The raid by police goes beyond cost

Friday 22nd February 2013, 3:00PM GMT.

WHEN she was penning her information strategy for the States of Guernsey, consultant and former Whitehall mandarin Belinda Crowe said that ‘managing information well to increase transparency will enhance Guernsey’s global reputation in line with its strategic aims’.

A little less than two years later, a number of deputies are considering whether to challenge the Policy Council over the shadowy decision to keep secret the cost to the taxpayer of a botched raid on a local law firm.

Following disclosures by this newspaper, it is now well known that attempts by the police and Law Officers to defend the indefensible have raked up substantial costs and that these were made even higher by the then chief of police deciding – unlike his opposite number in Customs and Immigration in  similar circumstances – not to accept a summons personally but to put his individual officers in the frame instead.
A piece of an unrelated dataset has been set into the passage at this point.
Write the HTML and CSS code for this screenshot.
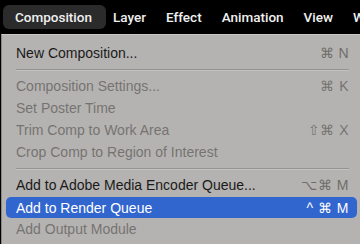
FILE: index.html
```html
<!DOCTYPE html>
<html lang="en">
<head>
    <meta charset="UTF-8">
    <meta name="viewport" content="width=device-width, initial-scale=1.0">
    <title>Composition Menu</title>
    <link rel="stylesheet" href="styles.css">
</head>
<body>
    <div class="menubar">
        <span class="menubar-item active">Composition</span>
        <span class="menubar-item">Layer</span>
        <span class="menubar-item">Effect</span>
        <span class="menubar-item">Animation</span>
        <span class="menubar-item">View</span>
        <span class="menubar-item">Window</span>
    </div>

    <div class="menu">
        <div class="menu-row"><span>New Composition...</span><span class="shortcut">⌘ N</span></div>
        <div class="separator"></div>
        <div class="menu-row disabled"><span>Composition Settings...</span><span class="shortcut">⌘ K</span></div>
        <div class="menu-row disabled"><span>Set Poster Time</span></div>
        <div class="menu-row disabled"><span>Trim Comp to Work Area</span><span class="shortcut">⇧⌘ X</span></div>
        <div class="menu-row disabled"><span>Crop Comp to Region of Interest</span></div>
        <div class="separator"></div>
        <div class="menu-row"><span>Add to Adobe Media Encoder Queue...</span><span class="shortcut">⌥⌘ M</span></div>
        <div class="menu-row selected"><span>Add to Render Queue</span><span class="shortcut">^ ⌘ M</span></div>
        <div class="menu-row disabled"><span>Add Output Module</span></div>
    </div>
</body>
</html>
```

FILE: styles.css
```css
body { margin: 0; width: 360px; height: 244px; overflow: hidden; background: #000; font-family: "Liberation Sans", Arial, sans-serif; }
.menubar { display: flex; height: 34px; align-items: center; padding-left: 3px; white-space: nowrap; overflow: hidden; }
.menubar-item { flex-shrink: 0; color: #f0f0f0; font-family: Roboto, "Liberation Sans", sans-serif; font-size: 13.5px; font-weight: 500; padding: 4px 10px; border-radius: 6px; line-height: 16px; }
.menubar-item.active { background: #2b2b2b; padding: 4px 14px 4px 12px; margin-right: -3px; }
.menu { margin-left: 1px; width: 370px; height: 210px; background: #b5b3b1; border-left: 1px solid #8a8886; border-top: 1px solid #c9c7c5; padding: 7px 0 0 4px; box-sizing: border-box; }
.menu-row { display: flex; justify-content: space-between; height: 22px; align-items: center; padding: 0 0 0 10px; width: 351px; box-sizing: border-box; font-size: 14px; color: #1a1a1a; border-radius: 5px; }
.menu-row .shortcut { color: #6f6d6b; padding-right: 8px; letter-spacing: 0.5px; }
.menu-row.disabled { color: #757371; }
.menu-row.disabled .shortcut { color: #757371; }
.menu-row.selected { background: #3266cf; color: #fff; height: 21px; margin: 1px 0 0; }
.menu-row.selected .shortcut { color: #fff; }
.separator { height: 1px; background: #969492; margin: 5px 0 4px 10px; width: 333px; border-bottom: 1px solid #c4c2c0; }
```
While attention has, rightly, focused on the cost and quality of legal advice from the States own lawyers, there are some more substantial underlying issues that also require explanation.

After police and St James Chambers belatedly backed down, AFR Advocates had it explained to them that there was no effective supervision of the officers involved in applying for or executing the search warrant at 3am.

In his own statement on the matter, the police chief said that there was no evidence of misconduct and that the officers had acted in good faith.

Yet this is hard to reconcile with what actually happened.

If the officers concerned were not adequately supervised, then they were, surely, going

commando and acting outside their remit.

And what is adequate supervision? It is difficult to accept that police do not have clear guidelines controlling kicking open someone’s door and going through and confiscating their possessions.

Worse, we are asked to believe that an individual investigating officer can take it upon himself to raid a local firm of lawyers without anyone in authority asking why. And that isn’t – apparently – some form of misconduct.

The waste of public money is bad enough but it is not just the cost that is being covered up.